* [Written problem]: Return all lines below containing the word "page".

* [Available data]:

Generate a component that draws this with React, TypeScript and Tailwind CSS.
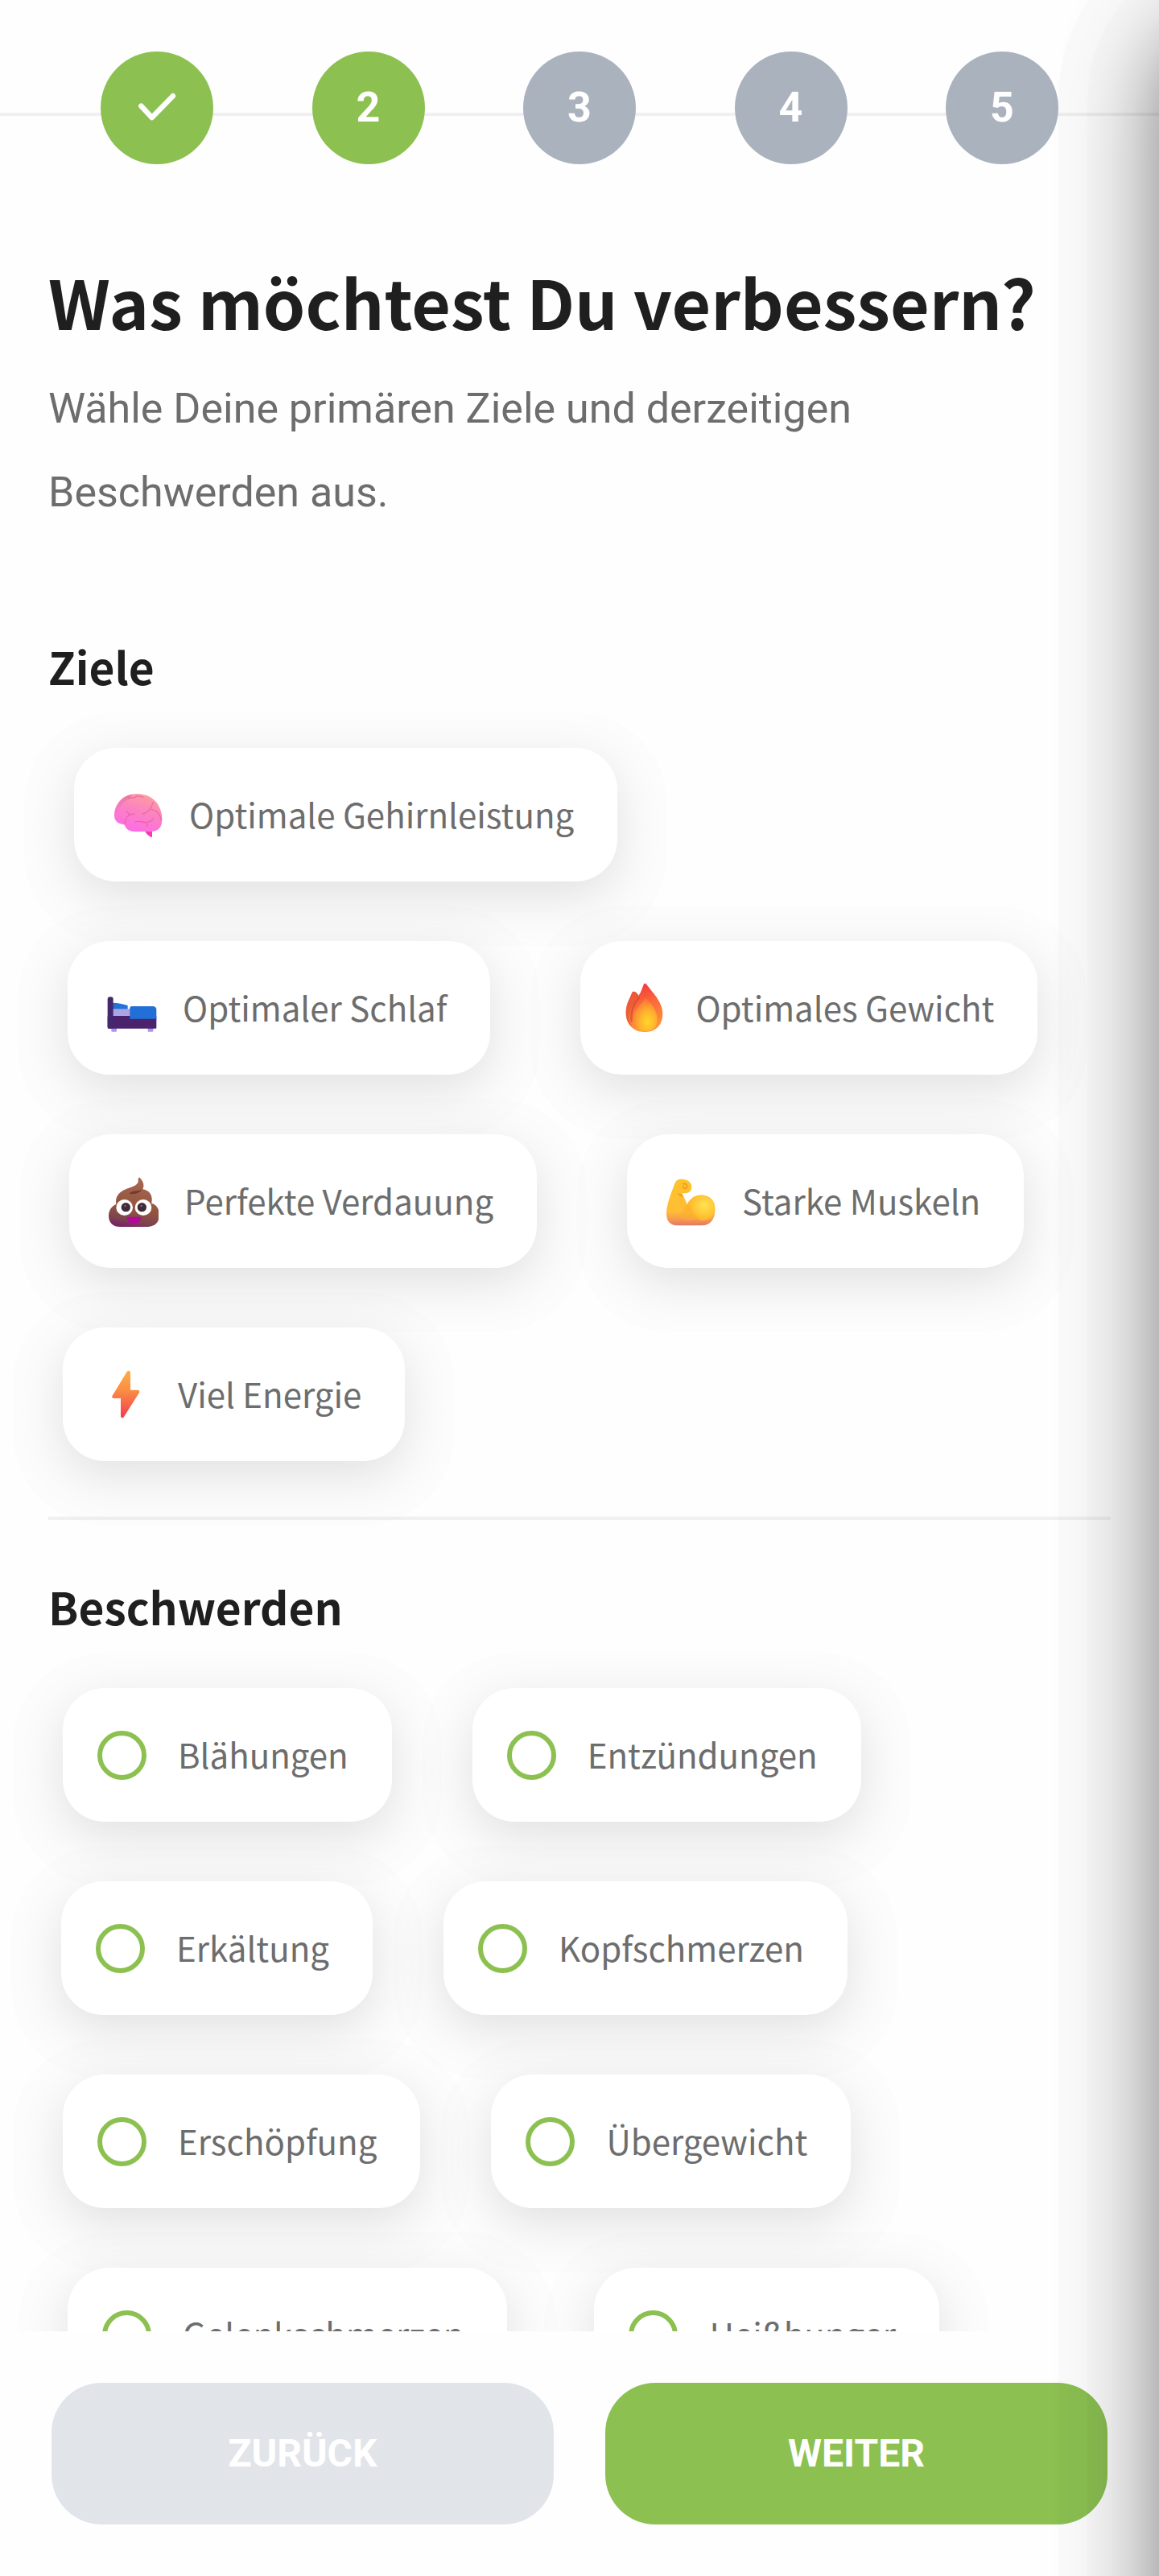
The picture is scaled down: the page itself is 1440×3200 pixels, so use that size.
import React, { useState } from 'react'
import clsx from 'clsx'

interface IGoal {
  label: string
  icon: JSX.Element
}

interface IRow<T> {
  spacing: string
  items: T[]
}

function BrainIcon (): JSX.Element {
  return (
    <svg viewBox="45 54 204 204" className="size-full" aria-hidden="true">
      <defs>
        <linearGradient id="brain" x1="0.75" y1="0" x2="0.35" y2="1">
          <stop offset="0" stopColor="#ff9f9c" />
          <stop offset="0.45" stopColor="#fb83c0" />
          <stop offset="1" stopColor="#ff6be6" />
        </linearGradient>
        <linearGradient id="brainLeft" x1="1" y1="0" x2="0" y2="1">
          <stop offset="0" stopColor="#e56f93" stopOpacity="0.8" />
          <stop offset="1" stopColor="#e05cc0" stopOpacity="0" />
        </linearGradient>
      </defs>
      <path d="M178 214 L207 214 L207 241 C196 238 186 230 178 214Z" fill="#f33bb8" />
      <path d="M150 79 C180 77 214 92 230 120 C243 143 246 166 243 186 C240 207 226 219 203 219 L140 219 C120 219 108 208 104 193 C92 193 74 187 68 172 C62 150 70 122 88 103 C104 86 124 79 150 79Z" fill="url(#brain)" />
      <path d="M70 146 C76 114 96 88 132 80 C128 100 92 104 82 140 C78 152 72 156 70 146Z" fill="url(#brainLeft)" />
      <g fill="none" stroke="#df5f9f" strokeWidth="4" strokeLinecap="round" opacity="0.7">
        <path d="M105 192 C106 176 110 164 122 158 C130 153 136 153 141 155" />
        <path d="M110 145 C118 146 121 151 122 158" />
        <path d="M144 184 C158 175 178 190 195 183 C204 180 209 177 211 170" />
        <path d="M186 186 L189 200" />
        <path d="M172 153 C188 151 202 138 211 110" />
        <path d="M204 136 C222 140 238 150 240 176" />
        <path d="M118 96 C128 88 136 98 145 90 C154 82 164 88 174 92" />
      </g>
    </svg>
  )
}

function BedIcon (): JSX.Element {
  return (
    <svg viewBox="18 54 204 204" className="size-full" aria-hidden="true">
      <rect x="52" y="226" width="20" height="19" rx="3" fill="#a996ee" />
      <rect x="188" y="226" width="20" height="19" rx="3" fill="#a996ee" />
      <path d="M57 137 C76 137 94 141 113 147 L113 165 L57 165Z" fill="#2272d8" />
      <rect x="57" y="160" width="70" height="30" fill="#aaa6e6" />
      <rect x="38" y="186" width="182" height="47" rx="3" fill="#4b226c" />
      <rect x="38" y="115" width="21" height="118" rx="9" fill="#42286f" />
      <path d="M121 157 Q121 150 128 150 L206 150 Q220 150 220 164 L220 197 L121 197Z" fill="#2270d7" />
    </svg>
  )
}

function FireIcon (): JSX.Element {
  return (
    <svg viewBox="15 54 204 204" className="size-full" aria-hidden="true">
      <defs>
        <linearGradient id="fire" x1="0.4" y1="0" x2="0.6" y2="1">
          <stop offset="0" stopColor="#f5383d" />
          <stop offset="0.45" stopColor="#fb6c3b" />
          <stop offset="1" stopColor="#ff9a38" />
        </linearGradient>
        <radialGradient id="fireCore" cx="0.62" cy="0.72" r="0.75">
          <stop offset="0" stopColor="#ffd629" />
          <stop offset="0.45" stopColor="#ffb12f" />
          <stop offset="1" stopColor="#fb6c35" />
        </radialGradient>
      </defs>
      <path d="M84 95 C92 94 98 101 103 110 C114 98 117 78 124 66 C127 62 131 65 134 70 C154 98 194 134 193 180 C192 220 168 246 126 246 C84 246 56 218 56 174 C56 139 72 120 79 99 Q81 95 84 95Z" fill="url(#fire)" />
      <path d="M84 95 C92 94 98 101 103 110 C92 130 70 150 68 192 C69 205 73 216 79 226 C63 214 56 196 56 174 C56 139 72 120 79 99Z" fill="#e95b36" opacity="0.8" />
      <path d="M105 118 C88 138 73 162 77 205" fill="none" stroke="#cf4a31" strokeWidth="7" strokeLinecap="round" opacity="0.7" />
      <path d="M129 120 C147 134 173 164 173 198 C173 228 156 243 128 243 C98 243 80 229 80 203 C80 168 111 145 129 120Z" fill="url(#fireCore)" />
    </svg>
  )
}

function PoopIcon (): JSX.Element {
  return (
    <svg viewBox="27 54 204 204" className="size-full" aria-hidden="true">
      <defs>
        <linearGradient id="poop" x1="0.6" y1="0" x2="0.4" y2="1">
          <stop offset="0" stopColor="#a8674f" />
          <stop offset="0.65" stopColor="#92543f" />
          <stop offset="0.88" stopColor="#7c4250" />
          <stop offset="1" stopColor="#792463" />
        </linearGradient>
      </defs>
      <path d="M160 68 C173 80 180 96 172 112 C193 115 208 131 206 154 L205 164 C224 169 234 186 234 208 C234 236 216 252 190 252 L88 252 C62 252 45 236 45 212 C45 191 56 174 73 168 C68 140 84 122 106 113 C120 106 152 101 155 84 C156 77 153 68 160 68Z" fill="url(#poop)" />
      <path d="M122 128 C142 133 162 126 171 112 C164 119 148 117 136 120 Q126 122 122 128Z" fill="#713b31" />
      <ellipse cx="104" cy="180" rx="31" ry="30" fill="#fff" />
      <ellipse cx="174" cy="180" rx="31" ry="30" fill="#fff" />
      <circle cx="109" cy="179" r="17" fill="#402a38" />
      <circle cx="169" cy="179" r="17" fill="#402a38" />
      <circle cx="107" cy="174" r="4" fill="#796675" />
      <circle cx="167" cy="174" r="4" fill="#796675" />
      <path d="M117 215 L162 215 Q166 215 166 220 C164 233 154 241 140 241 C125 241 115 232 113 220 Q112 215 117 215Z" fill="#b3089b" />
    </svg>
  )
}

function MuscleIcon (): JSX.Element {
  return (
    <svg viewBox="33 54 204 204" className="size-full" aria-hidden="true">
      <defs>
        <linearGradient id="arm" x1="0.3" y1="0" x2="0.3" y2="1">
          <stop offset="0" stopColor="#ffc32b" />
          <stop offset="0.7" stopColor="#ffbd35" />
          <stop offset="0.86" stopColor="#f49c50" />
          <stop offset="1" stopColor="#e47766" />
        </linearGradient>
        <radialGradient id="biceps" cx="0.62" cy="0.4" r="0.65">
          <stop offset="0" stopColor="#ffe34f" />
          <stop offset="0.6" stopColor="#ffc637" />
          <stop offset="1" stopColor="#ffad27" />
        </radialGradient>
      </defs>
      <path d="M82 90 C86 78 98 73 114 75 C133 77 146 89 145 105 C144 120 133 128 117 127 L108 128 C116 137 122 153 128 168 C142 134 196 119 223 154 C230 163 232 175 232 190 C232 226 213 247 183 247 L90 247 C66 247 51 231 51 205 C51 168 67 132 82 90Z" fill="url(#arm)" />
      <path d="M129 174 C136 142 168 127 198 136 C224 145 232 164 232 188 C232 213 214 229 178 229 C154 218 138 202 129 174Z" fill="url(#biceps)" />
      <path d="M126 168 L96 216 C106 226 130 229 170 224Z" fill="#ffad2b" opacity="0.55" />
      <path d="M90 125 C96 127 100 130 108 128 L115 140 C106 140 96 136 90 125Z" fill="#f29419" opacity="0.7" />
      <path d="M112 92 C122 88 131 97 127 106 C122 113 112 108 114 101" fill="none" stroke="#ee9d19" strokeWidth="5" strokeLinecap="round" />
    </svg>
  )
}

function BoltIcon (): JSX.Element {
  return (
    <svg viewBox="33 54 204 204" className="size-full" aria-hidden="true">
      <defs>
        <linearGradient id="bolt" x1="0.5" y1="0" x2="0.5" y2="1">
          <stop offset="0" stopColor="#ffae45" />
          <stop offset="0.4" stopColor="#fb8f43" />
          <stop offset="0.7" stopColor="#f7664a" />
          <stop offset="1" stopColor="#f3394c" />
        </linearGradient>
      </defs>
      <path d="M143 72 Q146 68 151 68 Q156 69 156 74 L156 140 L184 140 Q192 142 189 150 L132 240 Q129 245 124 244 Q120 242 120 237 L120 171 L92 171 Q86 169 88 163Z" fill="url(#bolt)" />
    </svg>
  )
}

const goals: Array<IRow<IGoal>> = [
  { spacing: 'pl-8 gap-28', items: [{ label: 'Optimale Gehirnleistung', icon: <BrainIcon /> }] },
  {
    spacing: 'pl-6 gap-28',
    items: [
      { label: 'Optimaler Schlaf', icon: <BedIcon /> },
      { label: 'Optimales Gewicht', icon: <FireIcon /> }
    ]
  },
  {
    spacing: 'pl-[26px] gap-28',
    items: [
      { label: 'Perfekte Verdauung', icon: <PoopIcon /> },
      { label: 'Starke Muskeln', icon: <MuscleIcon /> }
    ]
  },
  { spacing: 'pl-[18px] gap-28', items: [{ label: 'Viel Energie', icon: <BoltIcon /> }] }
]

const symptoms: Array<IRow<string>> = [
  { spacing: 'pl-[18px] gap-25', items: ['Blähungen', 'Entzündungen'] },
  { spacing: 'pl-4 gap-22', items: ['Erkältung', 'Kopfschmerzen'] },
  { spacing: 'pl-[18px] gap-22', items: ['Erschöpfung', 'Übergewicht'] },
  { spacing: 'pl-6 gap-27', items: ['Gelenkschmerzen', 'Heißhunger'] }
]

const headingFont = "font-['Noto_Sans_CJK_SC',sans-serif]"

const chipClass = clsx(
  headingFont,
  'flex h-[166px] cursor-pointer items-center whitespace-nowrap rounded-[52px] bg-white pl-[43px] pr-[54px]',
  'text-[42px] text-[#6d6d6d] shadow-[0_18px_60px_rgba(0,0,0,0.11),0_18px_0_62px_rgba(0,0,0,0.007)]'
)

function Stepper (): JSX.Element {
  const current = 2

  return (
    <header className="grid shrink-0 items-center pt-16">
      <div className="col-start-1 row-start-1 mt-4 h-1 bg-[#f0f0f0]" />
      <ol className="col-start-1 row-start-1 flex justify-between px-[125px]">
        {[1, 2, 3, 4, 5].map((step) => (
          <li
            key={step}
            className={clsx(
              'z-10 flex size-[140px] items-center justify-center rounded-full text-[52px] font-bold text-white',
              step <= current ? 'bg-[#8cc152]' : 'bg-[#aab2bd]'
            )}
          >
            {step < current
              ? <svg viewBox="0 0 140 140" className="size-full" role="img" aria-label="Erledigt">
                <path d="M50.4 67.7 L63.7 82 L89.9 55.2" fill="none" stroke="#fff" strokeWidth="6.5" strokeLinecap="round" strokeLinejoin="round" />
              </svg>
              : step}
          </li>
        ))}
      </ol>
    </header>
  )
}

function App (): JSX.Element {
  const [selectedGoals, setSelectedGoals] = useState<string[]>([])

  function toggleGoal (label: string): void {
    setSelectedGoals(
      selectedGoals.includes(label)
        ? selectedGoals.filter((goal) => goal !== label)
        : [...selectedGoals, label]
    )
  }

  return (
    <div className="relative flex h-screen flex-col overflow-hidden bg-[#fefefe] font-[Roboto,sans-serif]">
      <Stepper />
      <main className="min-h-0 flex-1 overflow-hidden px-[60px] pt-[118px]">
        <h1 className={clsx(headingFont, 'text-[84px] leading-[104px] font-bold text-[#1f1f1f]')}>
          Was möchtest Du verbessern?
        </h1>
        <p className="mt-[30px] max-w-[1120px] text-[52px] leading-[104px] text-[#6d6d6d]">
          Wähle Deine primären Ziele und derzeitigen Beschwerden aus.
        </p>

        <section className="mt-[127px] border-b-4 border-[#f0f0f0] pb-[69px]">
          <h2 className={clsx(headingFont, 'text-[55px] leading-[72px] font-bold text-[#1f1f1f]')}>
            Ziele
          </h2>
          <div className="mt-[66px] flex flex-col gap-[74px]">
            {goals.map(({ spacing, items }) => (
              <div key={items[0].label} className={clsx('flex', spacing)}>
                {items.map(({ label, icon }) => (
                  <button
                    key={label}
                    type="button"
                    aria-pressed={selectedGoals.includes(label)}
                    onClick={() => { toggleGoal(label) }}
                    className={chipClass}
                  >
                    <span className="mr-8 size-[68px]">{icon}</span>
                    <span className="pb-1">{label}</span>
                  </button>
                ))}
              </div>
            ))}
          </div>
        </section>

        <section className="pt-[71px]">
          <h2 className={clsx(headingFont, 'text-[55px] leading-[72px] font-bold text-[#1f1f1f]')}>
            Beschwerden
          </h2>
          <div className="mt-[66px] flex flex-col gap-[74px]">
            {symptoms.map(({ spacing, items }) => (
              <div key={items[0]} className={clsx('flex', spacing)}>
                {items.map((label) => (
                  <label key={label} htmlFor={label} className={chipClass}>
                    <input
                      id={label}
                      name={label}
                      type="checkbox"
                      className="mr-[39px] size-[61px] appearance-none rounded-full border-6 border-[#8cc152] checked:bg-[#8cc152]"
                    />
                    <span className="pb-1">{label}</span>
                  </label>
                ))}
              </div>
            ))}
          </div>
        </section>
      </main>

      <footer className="grid shrink-0 grid-cols-2 gap-16 p-16">
        <button type="button" className="h-44 rounded-[62px] bg-[#e1e5ea] text-[48px] font-bold text-white">
          ZURÜCK
        </button>
        <button type="button" className="h-44 rounded-[62px] bg-[#8cc152] text-[48px] font-bold text-white">
          WEITER
        </button>
      </footer>

      {/* shadow cast by the neighbouring page */}
      <div className="pointer-events-none absolute top-0 -bottom-40 left-full z-20 w-80 rounded-[100px] shadow-[0_24px_110px_rgba(0,0,0,0.5),0_24px_0_89px_rgba(0,0,0,0.012),0_24px_0_125px_rgba(0,0,0,0.014)]" />
    </div>
  )
}

export default App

* [Solution to the problem]:
The picture is scaled down: the page itself is 1440×3200 pixels, so use that size.
      {/* shadow cast by the neighbouring page */}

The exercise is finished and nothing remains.